Why am I asking to stop programming when I am advocating the experimentation of large systems by AI researchers? In fact, I recommend using a computer, but without programming it.
Indeed, programming is a complex task, and man is not very good at doing it, as we can see from the number of our bugs, and the delays, mistakes, and costs that they entail. When a computer works on an AI problem, it needs a huge amount of knowledge, but we must not give it inside programs. This knowledge is often unknown in the beginning, we have to experiment the system so that we can improve and complete it. Unfortunately, it is very difficult to modify a program, and we add a lot of new bugs doing it. To lessen this difficulty, it is better to separate knowledge from the way to use it, we must not give it in a procedural form as it is in a computer program: we give knowledge in a declarative form, which does not include how to use it. The drawback is that we need a general program that can use declarative knowledge.

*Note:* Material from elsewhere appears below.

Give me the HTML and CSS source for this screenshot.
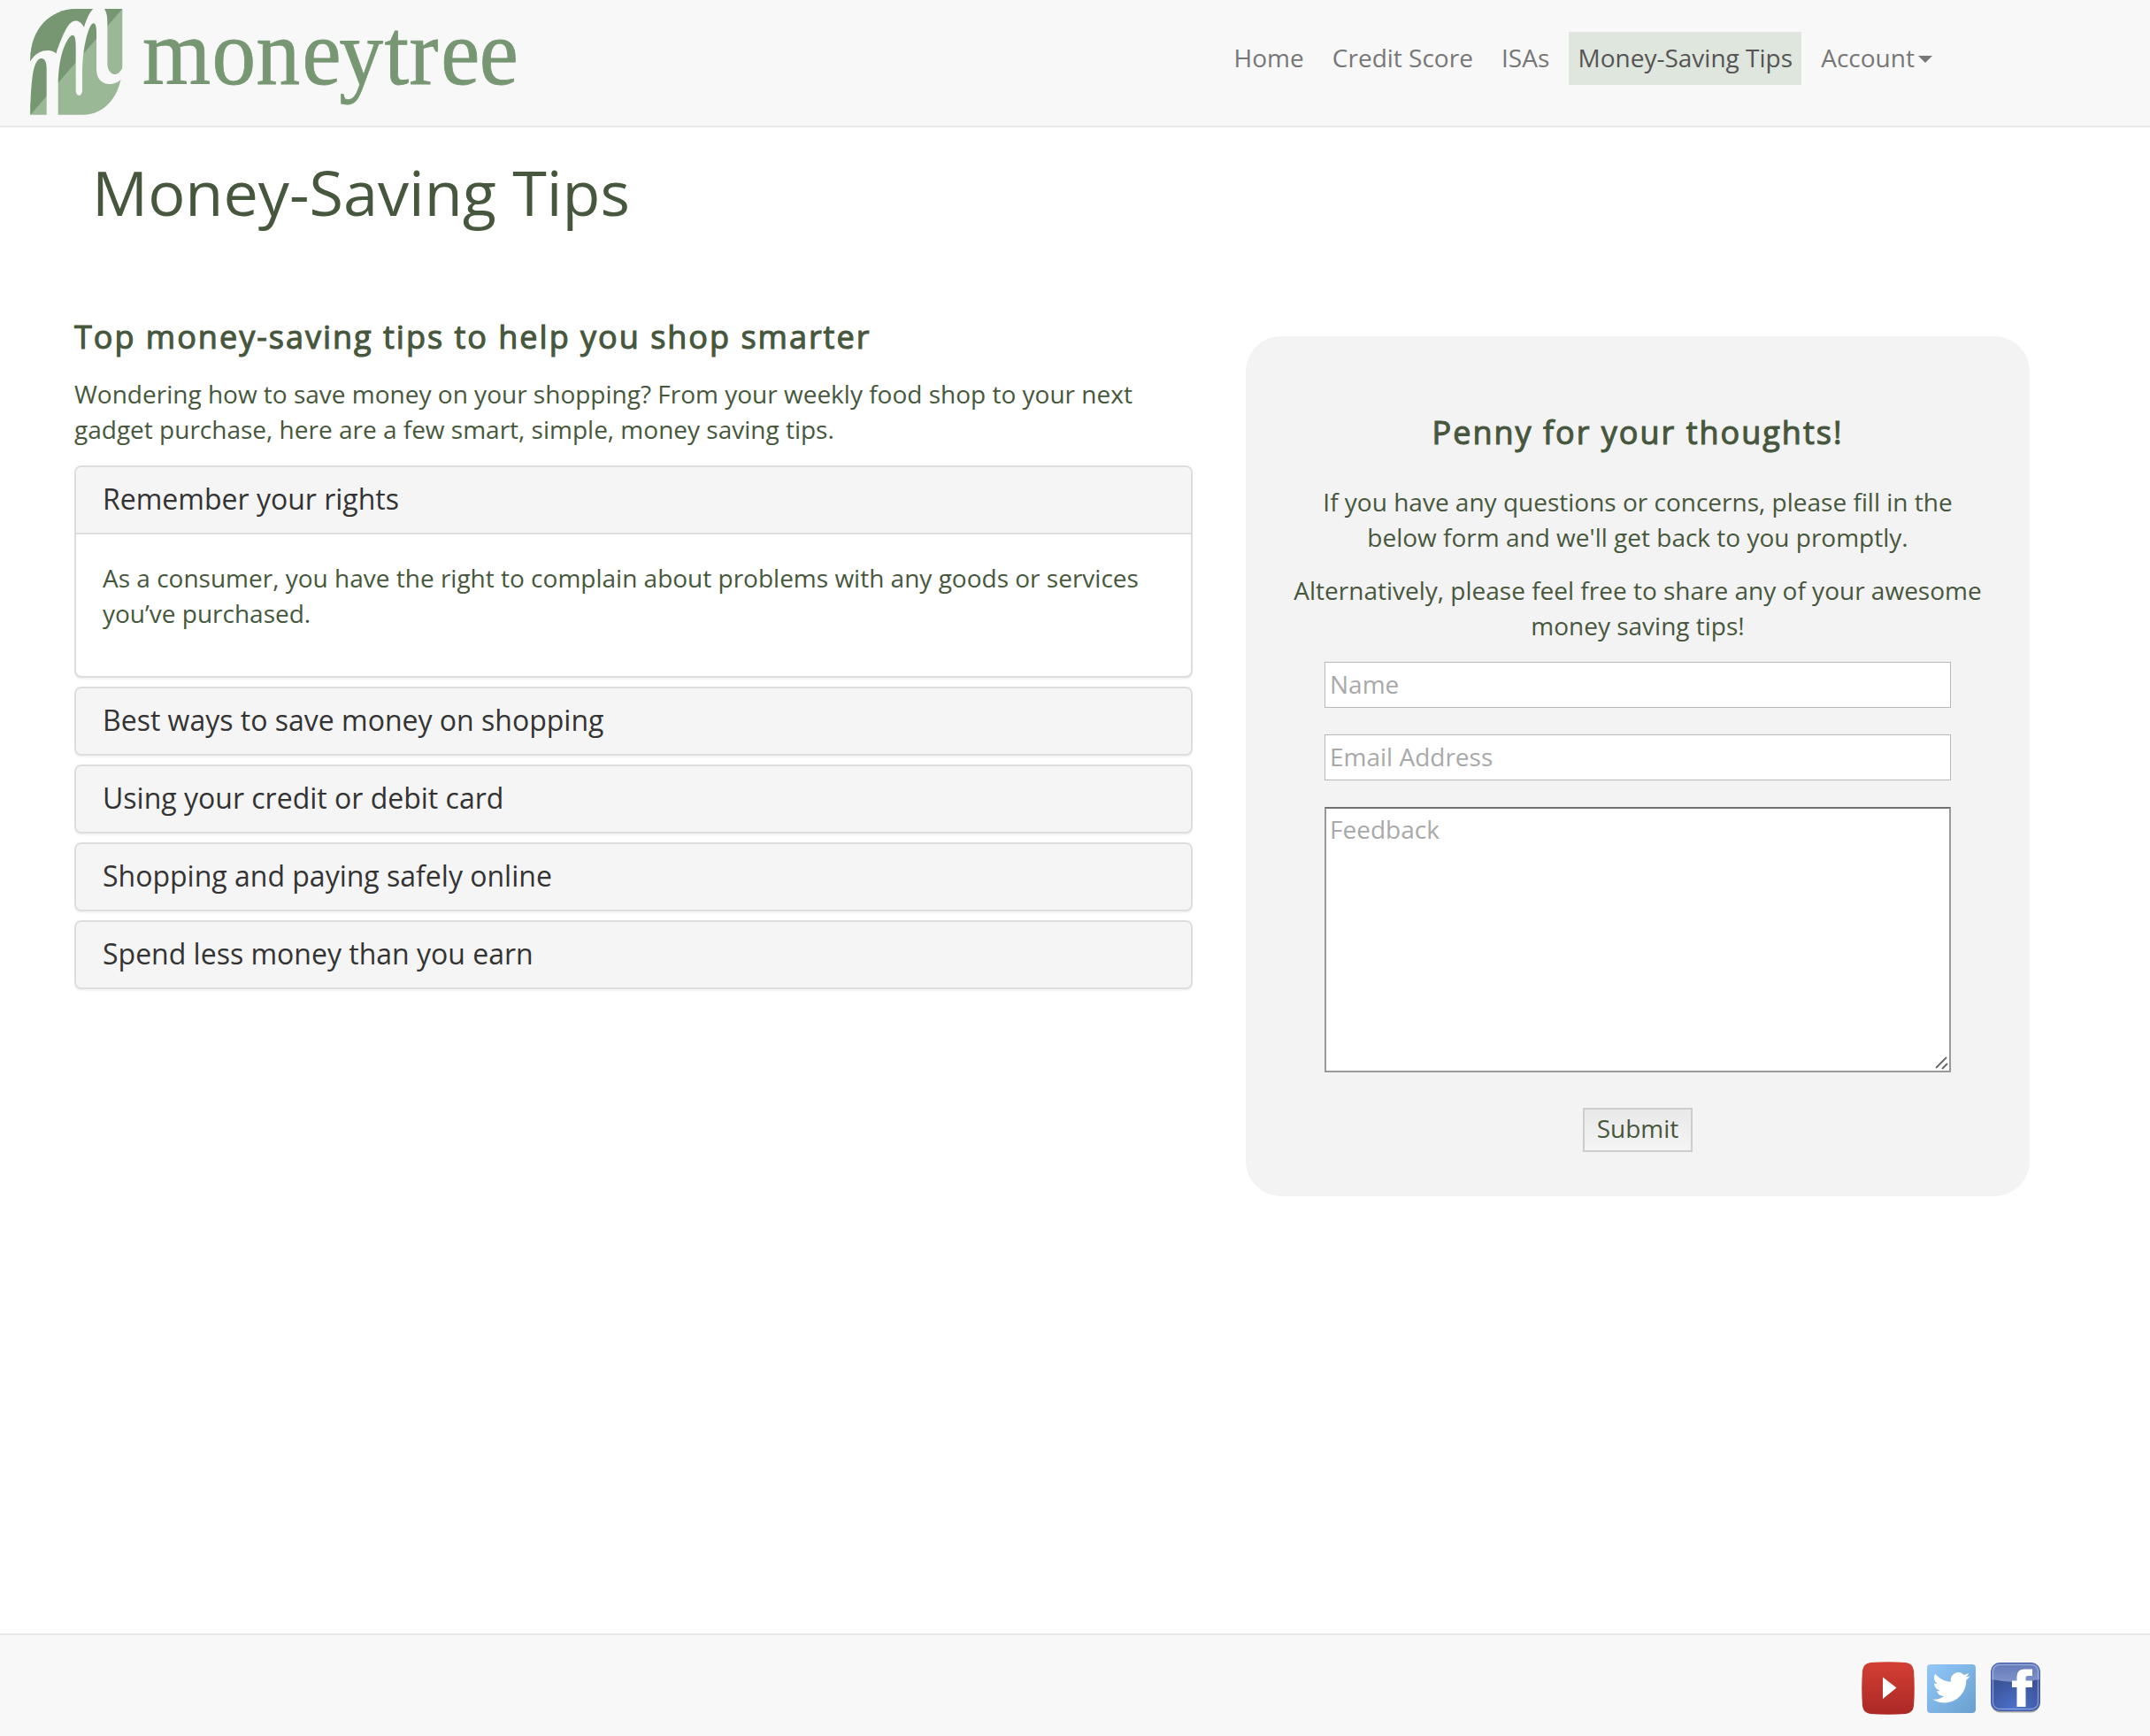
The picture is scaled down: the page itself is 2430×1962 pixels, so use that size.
FILE: index.html
```html
<!DOCTYPE html>
<html lang="en">
<head>
<meta charset="utf-8">
<title>Money-Saving Tips</title>
<link rel="stylesheet" href="styles.css">
</head>
<body>
<header class="navbar">
  <svg class="logo" width="600" height="142" viewBox="0 0 600 142" role="img" aria-label="moneytree">
    <g transform="translate(20 0) scale(.33333)">
      <path fill="#9ab896" d="M43 389V200C43 100 110 30 200 30H355V215C355 330 290 389 222 389Z"/>
      <path fill="#779773" d="M43 389V200C43 100 110 30 200 30H355Z"/>
      <path fill="#f8f8f8" d="M41 211C60 177 85 170 105 171C118 172 125 176 130 182C140 150 160 100 175 82C190 65 210 65 225 92C235 60 245 40 256 30L260 27H292C300 38 304 50 304 75V215C304 240 318 252 330 252C342 252 351 240 357 226V264L347 272C335 283 318 285 308 285C280 283 267 262 267 235V110C267 90 264 79 257 79C248 79 238 105 230 140C224 165 220 200 219 240V305C219 329 197 329 197 305V160C197 140 196 119 186 119C178 119 163 140 152 175C143 205 138 240 137 283V391H98V235C98 210 92 198 80 198C67 198 55 220 50 260C46 290 44 330 43 350H41Z"/>
    </g>
    <text class="logo-word" transform="translate(161 95) scale(.945 1)" x="0 83 136 191 235.500 289.500 319 357 403" y="0">moneytree</text>
  </svg>
  <nav class="nav">
    <a class="nav-link">Home</a>
    <a class="nav-link">Credit Score</a>
    <a class="nav-link">ISAs</a>
    <a class="nav-link active">Money-Saving Tips</a>
    <a class="nav-link">Account<span class="caret"></span></a>
  </nav>
</header>
<main class="main">
  <h1 class="title">Money-Saving Tips</h1>
  <div class="columns">
    <section class="tips">
      <h3 class="subtitle">Top money-saving tips to help you shop smarter</h3>
      <p class="intro">Wondering how to save money on your shopping? From your weekly food shop to your next gadget purchase, here are a few smart, simple, money saving tips.</p>
      <div class="accordion">
        <article class="panel">
          <h4 class="panel-title">Remember your rights</h4>
          <div class="panel-body"><p>As a consumer, you have the right to complain about problems with any goods or services you’ve purchased.</p></div>
        </article>
        <article class="panel"><h4 class="panel-title">Best ways to save money on shopping</h4></article>
        <article class="panel"><h4 class="panel-title">Using your credit or debit card</h4></article>
        <article class="panel"><h4 class="panel-title">Shopping and paying safely online</h4></article>
        <article class="panel"><h4 class="panel-title">Spend less money than you earn</h4></article>
      </div>
    </section>
    <form class="feedback">
      <h3 class="subtitle">Penny for your thoughts!</h3>
      <p>If you have any questions or concerns, please fill in the below form and we'll get back to you promptly.</p>
      <p>Alternatively, please feel free to share any of your awesome money saving tips!</p>
      <input class="field" type="text" placeholder="Name">
      <input class="field" type="text" placeholder="Email Address">
      <div class="area">
        <textarea class="field field-area" placeholder="Feedback"></textarea>
        <svg class="grip" width="16" height="16" viewBox="0 0 16 16"><path d="M2 14L14 2M9 15L15 9" stroke="#666" stroke-width="1.8" fill="none"/></svg>
      </div>
      <button class="submit" type="button">Submit</button>
    </form>
  </div>
</main>
<footer class="footer">
  <svg width="60" height="60" viewBox="0 0 60 60" role="img" aria-label="YouTube">
    <defs><linearGradient id="yt" x1="0" y1="0" x2="0" y2="1"><stop offset="0" stop-color="#d33f34"/><stop offset="1" stop-color="#ab2926"/></linearGradient></defs>
    <path fill="url(#yt)" d="M10 1Q30-.5 50 1Q58 2 59 10Q60.500 30 59 50Q58 58 50 59Q30 60.500 10 59Q2 58 1 50Q-.5 30 1 10Q2 2 10 1Z"/>
    <path fill="#fff" d="M24 17.500L39.500 29.500L24 42Z"/>
  </svg>
  <svg class="twitter" width="55" height="55" viewBox="0 0 55 55" role="img" aria-label="Twitter">
    <defs><linearGradient id="tw" x1="0" y1="0" x2="1" y2="1"><stop offset="0" stop-color="#93c9f8"/><stop offset="1" stop-color="#689fcf"/></linearGradient></defs>
    <rect width="55" height="55" rx="4" fill="url(#tw)"/>
    <path fill="#fff" transform="translate(6.300 5.200) scale(1.76)" d="M23.953 4.570a10 10 0 0 1-2.825.775 4.958 4.958 0 0 0 2.163-2.723c-.951.555-2.005.959-3.127 1.184a4.920 4.920 0 0 0-8.384 4.482C7.690 8.095 4.067 6.130 1.640 3.162a4.822 4.822 0 0 0-.666 2.475c0 1.710.87 3.213 2.188 4.096a4.904 4.904 0 0 1-2.228-.616v.06a4.923 4.923 0 0 0 3.946 4.827 4.996 4.996 0 0 1-2.212.085 4.936 4.936 0 0 0 4.604 3.417 9.867 9.867 0 0 1-6.102 2.105c-.39 0-.779-.023-1.170-.067a13.995 13.995 0 0 0 7.557 2.209c9.053 0 13.998-7.496 13.998-13.985 0-.21 0-.42-.015-.63A9.935 9.935 0 0 0 24 4.590z"/>
  </svg>
  <svg width="58" height="60" viewBox="0 0 58 60" role="img" aria-label="Facebook">
    <defs>
      <radialGradient id="fb" cx=".5" cy="1" r=".75"><stop offset="0" stop-color="#4d72cf"/><stop offset="1" stop-color="#3a5295"/></radialGradient>
      <linearGradient id="fg" x1="0" y1="0" x2="0" y2="1"><stop offset="0" stop-color="#6479b8"/><stop offset="1" stop-color="#7f93c9"/></linearGradient>
    </defs>
    <rect x="1.500" y="3" width="55" height="54.500" rx="10" fill="#a5a5a8"/>
    <rect x="1" y="1" width="56" height="55" rx="10" fill="#4460a6"/>
    <rect x="2" y="2" width="54" height="53" rx="9" fill="url(#fb)"/>
    <path fill="url(#fg)" d="M11 2H47Q56 2 56 11V20Q30 26 2 20V11Q2 2 11 2Z"/>
    <rect x="3.500" y="3.500" width="51" height="50" rx="7.500" fill="none" stroke="#a9bae6" stroke-width="1.400" opacity=".65"/>
    <path fill="#fff" d="M30.500 51V29H25V21.500H30.500V17Q30.500 8.500 39 8.500H48V16H43Q40.500 16 40.500 19V21.500H48V29H40.500V51Z"/>
  </svg>
</footer>
</body>
</html>
```
FILE: styles.css
```css
* { box-sizing: border-box; }

body {
  margin: 0;
  min-height: 1962px;
  display: flex;
  flex-direction: column;
  background: #fff;
  color: #47573d;
  font: 28px/40px "Open Sans", sans-serif;
}

h1, h3, h4, p { margin: 0; }

.navbar {
  display: flex;
  justify-content: space-between;
  height: 144px;
  padding-right: 236px;
  background: #f8f8f8;
  border-bottom: 2px solid #e7e7e7;
}

.logo { display: block; }

.logo-word {
  font: 105px "Liberation Serif", serif;
  fill: #779773;
  stroke: #779773;
  stroke-width: .8;
}

.nav {
  display: flex;
  align-items: flex-start;
  gap: 12px;
  padding-top: 36px;
}

.nav-link {
  display: flex;
  align-items: center;
  height: 60px;
  padding: 0 10.1px 2px;
  color: #777;
}

.nav-link.active {
  background: #dfe6dd;
  color: #555;
}

.caret {
  margin: 4px 0 0 4px;
  border: solid transparent;
  border-width: 8px 8px 0;
  border-top-color: #777;
}

.main {
  flex: 1;
  padding: 33px 136px 0 84px;
}

.title {
  margin-left: 20px;
  font-size: 70.200px;
  font-weight: 400;
  line-height: 80px;
}

.columns {
  display: flex;
  align-items: flex-start;
  gap: 60px;
  padding-top: 103px;
}

.subtitle {
  padding-top: 1px;
  font-size: 36px;
  font-weight: 400;
  line-height: 40px;
  letter-spacing: 2px;
  -webkit-text-stroke: 1.1px currentColor;
}

.tips { width: 1264px; }

.intro { margin: 24px 0 21px; }

.accordion {
  display: flex;
  flex-direction: column;
  gap: 10px;
}

.panel {
  background: #fff;
  border: 2px solid #ddd;
  border-radius: 8px;
  box-shadow: 0 2px 2px rgba(0, 0, 0, .05);
  overflow: hidden;
}

.panel-title {
  height: 74px;
  padding: 0 30px;
  background: #f5f5f5;
  color: #333;
  font-size: 32px;
  font-weight: 400;
  line-height: 71px;
}

.panel-body {
  padding: 29px 30px 51px;
  border-top: 2px solid #ddd;
}

.feedback {
  display: flex;
  flex-direction: column;
  align-items: center;
  width: 886px;
  height: 972px;
  margin-top: 20px;
  padding: 88px 50px 0;
  background: #f3f3f3;
  border-radius: 40px;
  text-align: center;
}

.feedback .subtitle { margin-bottom: 38px; }

.feedback p { margin-bottom: 20px; }

.field {
  display: block;
  width: 708px;
  height: 52px;
  margin: 0 0 30px;
  padding: 0 5px 2px;
  border: 1px solid #b9b9b9;
  background: #fff;
  color: inherit;
  font: inherit;
  outline: none;
}

.field::placeholder { color: #a9a9a9; opacity: 1; }

.feedback p + .field { margin-top: 1px; }

.area {
  position: relative;
  margin-bottom: 40px;
}

.field-area {
  height: 300px;
  margin: 0;
  padding: 3px 4px;
  border: 2px solid #999;
  border-top-color: #707070;
  resize: none;
}

.grip {
  position: absolute;
  right: 3px;
  bottom: 3px;
}

.submit {
  width: 124px;
  height: 50px;
  padding: 0 0 4px;
  border: 2px solid #cdcdcd;
  background: linear-gradient(#e9e9e9, #f4f4f4);
  color: inherit;
  font: inherit;
  line-height: 42px;
}

.footer {
  display: flex;
  align-items: flex-start;
  justify-content: flex-end;
  gap: 15px;
  height: 116px;
  padding: 30px 123px 0 0;
  background: #f8f8f8;
  border-top: 2px solid #e7e7e7;
}

.twitter { margin: 3px 1px 0 -1px; }
```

Let us first examine what is declarative knowledge; the following sentence, taken from a French grammar, is declarative:
Articles agree in gender and number with the noun they determine.
This does not indicate whether one must verify this agreement when one finds an article, or a name, or at the end of the processing of a sentence, etc. It does not tell what one does when there is a disagreement, or if it is used when one processes a text in order to understand it, or when one writes a text, or in both cases. One could even decide not to use this rule in some situations, for instance, when parsing a text. An advantage of using declarative knowledge is that it is easy to modify it: if one wants the analogous rule for English, it is enough to remove the gender agreement, for Greek, to add “case”, and for Latin, where there are no articles, to remove it.
Some could say that the problem is not solved, we create a new problem, more difficult than the initial one: writing a program that can use declarative knowledge. However, we win because only one program is needed, it will be able to use declarative knowledge in any domain. Moreover, this reflectivity leads to another advantage: one can bootstrap the use of declarative knowledge, the knowledge necessary for using declarative knowledge must also be given in a declarative form.
One factor makes easier this bootstrap: knowledge may be more or less declarative, there is a large gap between purely procedural knowledge (such as it is in computer programs) and purely declarative knowledge (such as in the preceding grammar rule). When knowledge is more declarative, it is easier to create and modify it. The bootstrap progresses in increasing the declarativity of the pieces of knowledge used for solving our problem, and also the declarativity of the pieces that are necessary for using declarative knowledge. Let us give a less declarative example of the preceding grammar rule:
When one parses a text, and one finds a noun, one looks for its article, and one checks that both genders and numbers are the same.
We have mixed grammatical knowledge with indications on how to use it. This rule is less general than the initial one: it will not be used for generating a text.
For bootstrapping the use of declarative knowledge, I began with a program that could manage to use rather procedural knowledge, with only a few declarative aspects. This program was simple: it is easy to use knowledge, when it is given in a form similar to a programming language. With this program, the initial knowledge was transformed into a program. Since that time, I only had to increase the declarativity of knowledge, the old program creates a new program, which can use this new version. In that way, it is easier to give knowledge: using it, the system can accept knowledge more and more declarative. CAIA has written the 470,000 lines of C that make up CAIA for the present time, none has been written by myself. On the other hand, every bit of knowledge is now given in a formalism much more convenient that 25 years ago.
In that way, besides the main bootstrap where I am realizing an artificial AI researcher that will help me to advance AI, a “small” bootstrap makes easier the realization of this artificial researcher: its knowledge is given in a more and more declarative formalism.
Naturally, we must have programs, but they have to be written by the AI system itself. During the development of the AI bootstrap, each of the participants, myself and CAIA, has to do the tasks that he does the best. Artificial beings are much better than ourselves for programming: they are faster, and they are making less bugs. Contracting out the programming activities gives us more time for doing what we are still doing better than artificial beings: finding new knowledge in order to improve them.